First, you'd hit main category, and you'd start running through it's list of child nodes. You hit "Sub1" first. Inside "Sub1", you come upon "Sub1_1", and then "@Anywhere1/Sub1". At each stop along the way, you mark the node as visited. After you finish "Anywhere1/Sub1", your standard recursive traversal function goes back up the tree to "Sub1_1", which is also finished, so it goes back up to "Sub1", and sees that the next node in the list is "@Anywhere1". It traverses down to "@Anywhere1" and counts it up. When it gets to "@Anywhere1/Sub1", it sees that it's already been visited, so rather than recount it, it simply adds the count that you already got and stored, and then continues on to the next node in the tree.

This is an order-n operation, where n is the number of *LINKS* on your tree (not the number of nodes - important distinction). It's really pretty simple. If you actually have *circular* links (which your example doesn't show), it's a little harder, but not much. This example is actually circular:

Category
-- Sub1
-- -- Sub1_1
-- -- -- @Sub1

This is pretty easy to solve as well, though it is a bit more intensive. If you store the complete path at each level of your tree traversal, all you have to do is check your path and see if your current node is already in it. If it is, simply don't add the count this time. This does turn into an (N * N) calculation, as you say, but it can be *HEAVILY* optimized to cut it down. For instance, if you think about it, you'll realize that I only need to actually check my path when I hit a *link*, not on every node. This immediately drops it to an N(log N) problem.

Also, if I store the complete *real* path with each node, instead of just at each level of the traversal, then I can shorten my comparison even further. First, you check the level in your *search* path that corresponds with the level in your *real* path for that node. So, when I'm processing "@Sub1", then I check level 2, since it's real path is "Category/Sub1". In my above example, this finds it, so I'm done. If that didn't find it, I only have to compare it against the other links, because if it were a "real" node in this search path, my previous check would have found it. So now, we've dropped our calculation to order ((Log N) * (Log N)), which is not a bad calculation at all - and significantly better than (N * N)

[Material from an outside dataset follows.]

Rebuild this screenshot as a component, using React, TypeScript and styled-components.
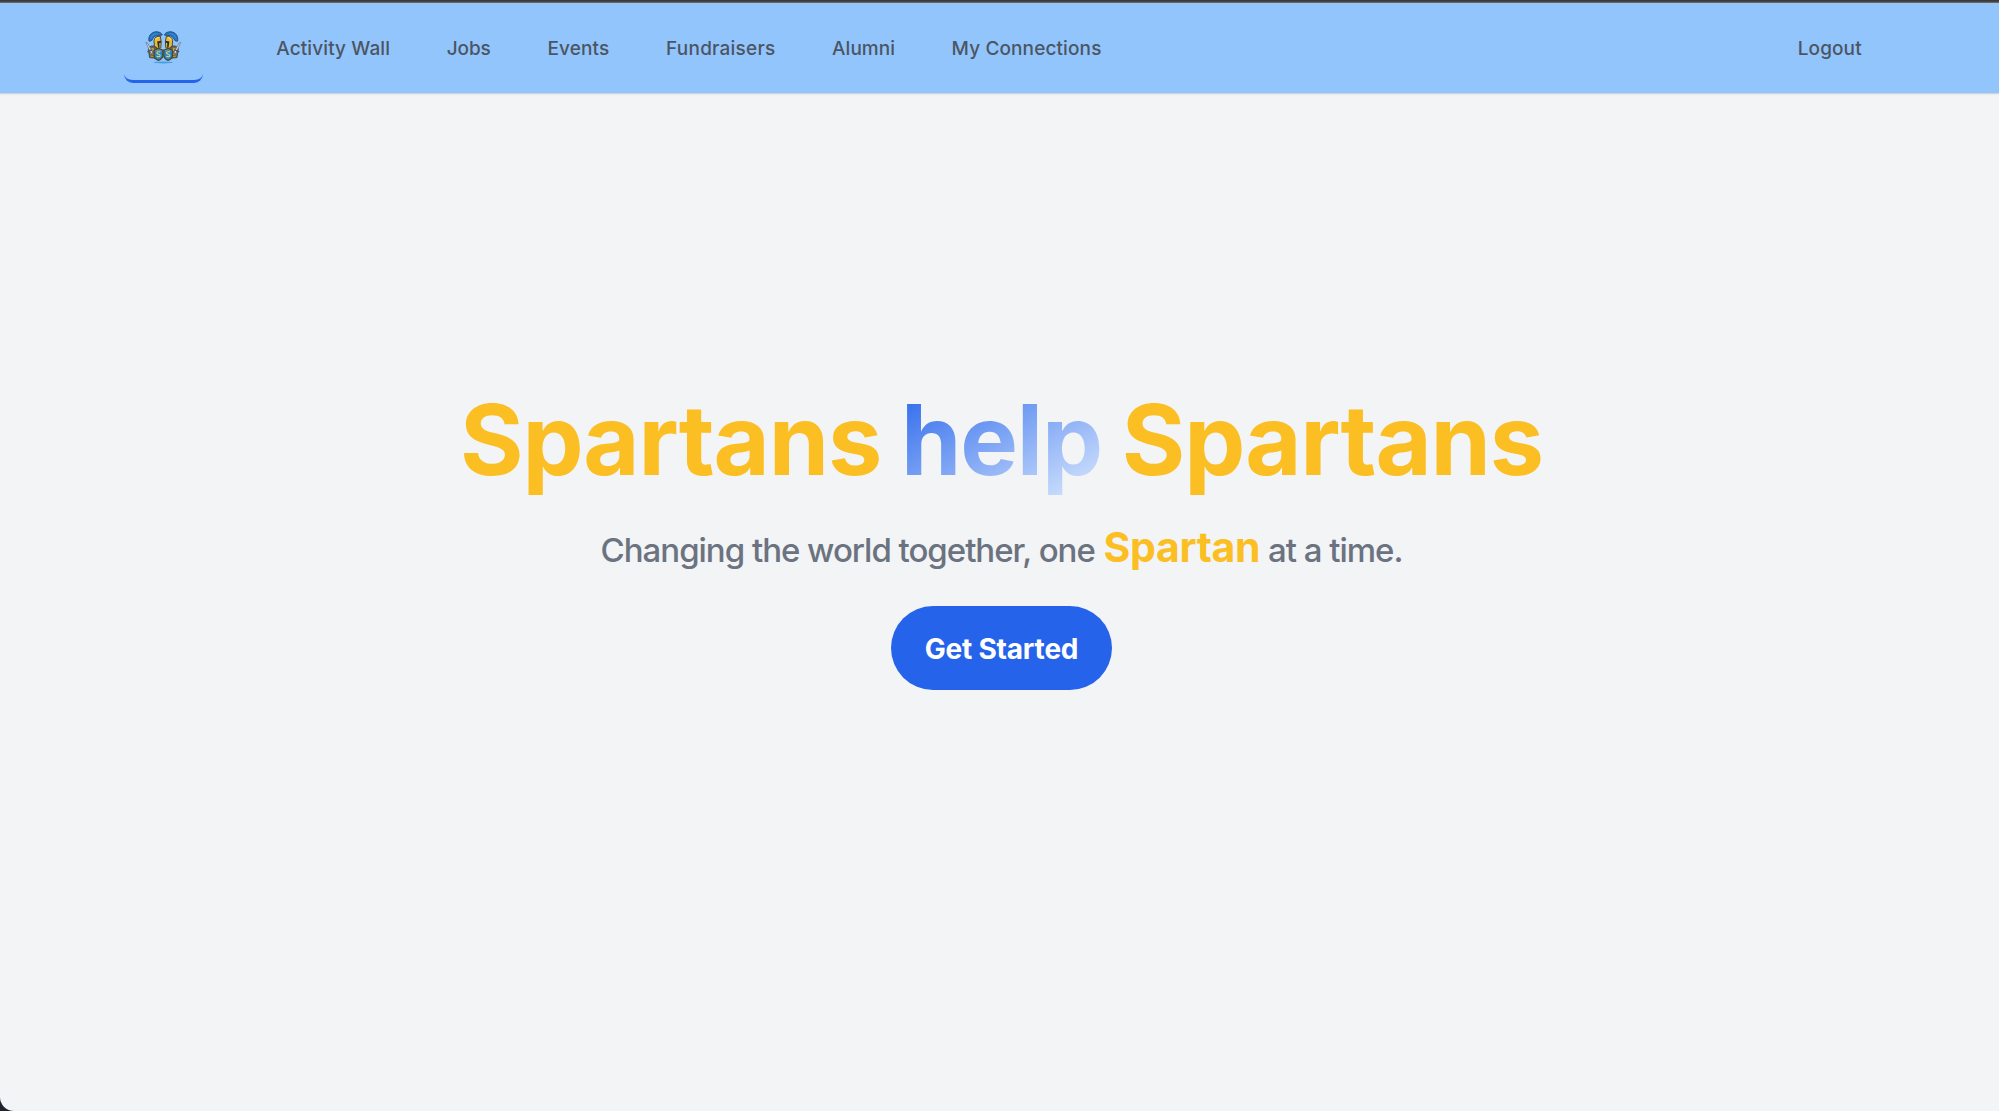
import React from "react";
import styled, { createGlobalStyle } from "styled-components";

const GlobalStyle = createGlobalStyle`
  *, *::before, *::after { box-sizing: border-box; }
  body {
    margin: 0;
    background: #1e2130;
    font-family: Inter, "Liberation Sans", sans-serif;
  }
`;

const Page = styled.div`
  height: 1111px;
  display: flex;
  flex-direction: column;
  overflow: hidden;
  background: #f3f4f6;
  border-bottom-left-radius: 14px;
`;

const WindowEdge = styled.div`
  flex: none;
  height: 3px;
  background: linear-gradient(#3b3b3b 0 1px, #474543 1px 2px, #6a6561 2px 3px);
`;

const Nav = styled.nav`
  flex: none;
  height: 91px;
  display: flex;
  align-items: center;
  padding: 0 118px 0 124px;
  background: #93c5fd;
  border-bottom: 1px solid #d1d5db;
  box-shadow: 0 1px 1px rgba(0, 0, 0, 0.04);
`;

const LogoLink = styled.a`
  width: 79px;
  height: 70px;
  margin-right: 54px;
  padding-top: 3px;
  display: flex;
  align-items: center;
  justify-content: center;
  border-bottom: 3px solid #2563eb;
  border-radius: 9px;
`;

const NavLinks = styled.div`
  flex: 1;
  display: flex;
  gap: 18px;
`;

const NavLink = styled.a<{ $tracking: number }>`
  padding: 2px 19.3px 0;
  color: #4b5563;
  font-size: 19px;
  font-weight: 500;
  line-height: 28px;
  letter-spacing: ${(p) => p.$tracking}px;
  white-space: nowrap;
`;

const Hero = styled.main`
  flex: 1;
  display: flex;
  flex-direction: column;
  align-items: center;
  padding: 287px 0 0 4px;
`;

const Title = styled.h1`
  margin: 0;
  color: #fbbf24;
  font-size: 97px;
  font-weight: 700;
  line-height: 117px;
  letter-spacing: -1.15px;
  word-spacing: -2px;
  white-space: nowrap;
`;

const GradientWord = styled.span`
  color: transparent;
  background: linear-gradient(to bottom right, #2563eb, #dbeafe);
  background-clip: text;
  -webkit-background-clip: text;
`;

const Subtitle = styled.p`
  margin: 27px 0 31px;
  height: 50px;
  color: #6b7280;
  font-size: 33px;
  font-weight: 500;
  line-height: 50px;
  letter-spacing: -1.02px;
  white-space: nowrap;
`;

const Highlight = styled.span`
  margin-left: 1px;
  color: #fbbf24;
  font-size: 41px;
  font-weight: 700;
  line-height: 1;
  letter-spacing: -0.32px;
`;

const StartButton = styled.button`
  width: 221px;
  height: 84px;
  padding: 2px 0 0;
  border: 0;
  border-radius: 42px;
  background: #2563eb;
  color: #fff;
  font-family: inherit;
  font-size: 28px;
  font-weight: 700;
  line-height: 40px;
  letter-spacing: -0.2px;
`;

const Spartan = () => (
  <g>
    <path d="M4 10.2C3 5.2 6.2 1.1 10.8.8c3-.2 5.6 1 6.5 3.2l-3.6.5C9.4 4.3 8.2 6.6 6.6 9.7z" fill="#2476c4" stroke="#245080" strokeWidth="1" />
    <path d="M5.6 7.2C6.7 4.4 8.8 2.8 12 2.7" fill="none" stroke="#3b97e0" strokeWidth=".8" />
    <path d="M9 9.5c.4-3 2.8-4.6 6.3-4.3l.9 5.3-.4 6.2-2.7 1.1L9.4 15z" fill="#e8bd34" stroke="#4b4738" strokeWidth="1" />
    <path d="M12.2 10.4l3.9-.6v1.9l-1.8.4.2 4.7h-1.4z" fill="#252b35" />
    <path d="M10.5 9c.5-1.5 1.5-2.2 3-2.4" fill="none" stroke="#ffe98c" strokeWidth=".9" />
    <path d="M3.4 18.4c0-2.3 2.6-4 6-3.2l3.2 3.2-2.1 8.8-5.9-.6z" fill="#6f6447" stroke="#37434f" strokeWidth=".9" />
    <path d="M5.2 18.1l2.8-1.4 1.7 2.1-2.9 1.9z" fill="#c9a640" />
    <path d="M5 22.2l3.6 1.2M5.4 25l3 .7" stroke="#b9993e" strokeWidth="1" />
    <path d="M.9 11.5l1.4.2 5.4 9.8-1.8 1z" fill="#dbe4ed" stroke="#5d6d80" strokeWidth=".7" />
    <path d="M2.4 20.8l5-2.2" stroke="#4b5260" strokeWidth="1.3" />
    <path d="M9.2 19.2l4.2-1.7 4.4 1.7v5.2c0 2.4-1.8 3.8-4.3 4.9-2.6-1.1-4.3-2.6-4.3-4.9z" fill="#2387d4" stroke="#4c4930" strokeWidth="1.3" />
    <path d="M10.3 20l3.2-1.2 3.2 1.2" fill="none" stroke="#c4a23d" strokeWidth=".6" />
  </g>
);

const Emblem = () => (
  <path d="M3.4.5C2 -.3 0 .1 0 1.4c0 1.6 3.3.8 3.3 2.5 0 1.4-2.1 1.7-3.5.8" fill="none" stroke="#e4d75e" strokeWidth="1.1" />
);

const Logo = () => (
  <svg width="37" height="34" viewBox="0 0 37 34" aria-hidden="true">
    <ellipse cx="18.3" cy="31.4" rx="9.5" ry="1" fill="#479fdd" />
    <Spartan />
    <g transform="translate(36.6 0) scale(-1 1)">
      <Spartan />
    </g>
    <g transform="translate(11.9 20.6)">
      <Emblem />
    </g>
    <g transform="translate(21.5 20.6)">
      <Emblem />
    </g>
  </svg>
);

const links = [
  { label: "Activity Wall", tracking: 0.1 },
  { label: "Jobs", tracking: -0.08 },
  { label: "Events", tracking: 0.16 },
  { label: "Fundraisers", tracking: 0.22 },
  { label: "Alumni", tracking: 0.02 },
  { label: "My Connections", tracking: 0.12 },
];

export default function App() {
  return (
    <>
      <GlobalStyle />
      <Page>
        <WindowEdge />
        <Nav>
          <LogoLink>
            <Logo />
          </LogoLink>
          <NavLinks>
            {links.map((l) => (
              <NavLink key={l.label} $tracking={l.tracking}>
                {l.label}
              </NavLink>
            ))}
          </NavLinks>
          <NavLink $tracking={0.1}>Logout</NavLink>
        </Nav>
        <Hero>
          <Title>
            Spartans <GradientWord>help</GradientWord> Spartans
          </Title>
          <Subtitle>
            Changing the world together, one <Highlight>Spartan</Highlight> at a time.
          </Subtitle>
          <StartButton>Get Started</StartButton>
        </Hero>
      </Page>
    </>
  );
}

After the algorithmic level, you can do some optimization on your data to speed it up, too. For instance, giving each node a unique numerical ID instead of comparing string based paths will give you a huge performance boost. Depending upon the exact implementation, there may be other tricks you can play.

But more importantly than any of what I've said above, there is absolutely no reason to generate this information on the fly. Your argument that it's generated on the fly represents an arbitrary requirement based on the way it's currently done. There's really no good reason to do it that way, since the count would only change if the tree changes, which is going to be a lot less often than it's viewed.

Now that I've written this whole long thing, I think I've hit upon an even better way to do it. If you only calculated the data at insertion time (whenever you add a new node) and then saved the data as part of the tree, I'm pretty sure you could do it in (log N) time.

My argument here isn't that any of this is the way it's currently done - it's just to point out that there's a relatively straightforward way that it *can* be done in a reasonably efficient manner, and the only reason I even bring it up is because several people have already made strong claims that it's very difficult, very slow, or both. As I think I've shown, it doesn't have to be.

hutcheson

6:21 pm on Mar 19, 2003 (gmt 0)

>My argument here isn't that any of this is the way it's currently done - it's just to point out that there's a relatively straightforward way that it *can* be done in a reasonably efficient manner, and the only reason I even bring it up is because several people have already made strong claims that it's very difficult, very slow, or both. As I think I've shown, it doesn't have to be.

I have an unfair advantage here. A couple of jobs ago, I was actually responsible for a program implementing exactly this algorithm -- that is, in a very large digraph, calculate the value for each node based on the value for all nodes pointing to it, in the presence of cycles. (Our graphs were an order of magnitude or so larger than the ODP category set).

I know _exactly_ how hard it is, and I know _exactly_ why the process you propose won't work. We used an algorithm from CALGO, which is in fact linear on the number of nodes+links, but does involve intricate backtracking. You can probably find it in Knuth, or even a graduate-level graph theory textbook.

But that sort of misses what (again, from experience) I meant as the major point. Getting the algorithm working was mildly tricky (i.e. 95% of the programmers there probably couldn't have done it, but most people with a theoretical CompSci background probably could have). But explaining the results to the people responsible for "breaking" the cycles, and showing how the cycles could be broken in the face of belief or evidence that the reality modelled by the graph actually contained cycles, was an ongoing and non-trivial exercise. Every release the algorithm had to be re-run; every release there were newly introduced cycles that had to be analyzed and broken.

g1smd

9:27 pm on Mar 19, 2003 (gmt 0)

Since the number of sites deeper in the tree are added together and displayed as a total of all sites at this level and below, if you also included all the sites in the @links, by the time the totals propogated to the top level of each major branch you would end up with the total of all branches actually being at least twice as big as the actual number of sites in the directory. The only way to not count sites twice is to only count sites that really are physically in that branch; and that is how it is done at the moment.

cornwall

9:59 pm on Mar 19, 2003 (gmt 0)

hutcheson

Thank you for that lucid explanation, one can almost hear the sweat dripping from your brow as you toiled on the problem.

As one who has always thought that this problem of registering the number of sites, including @ links, could be relatively easily solved. I would now accept that if not insoluble, it is extremely difficult/time consuming to solve, and probably would not repay the effort.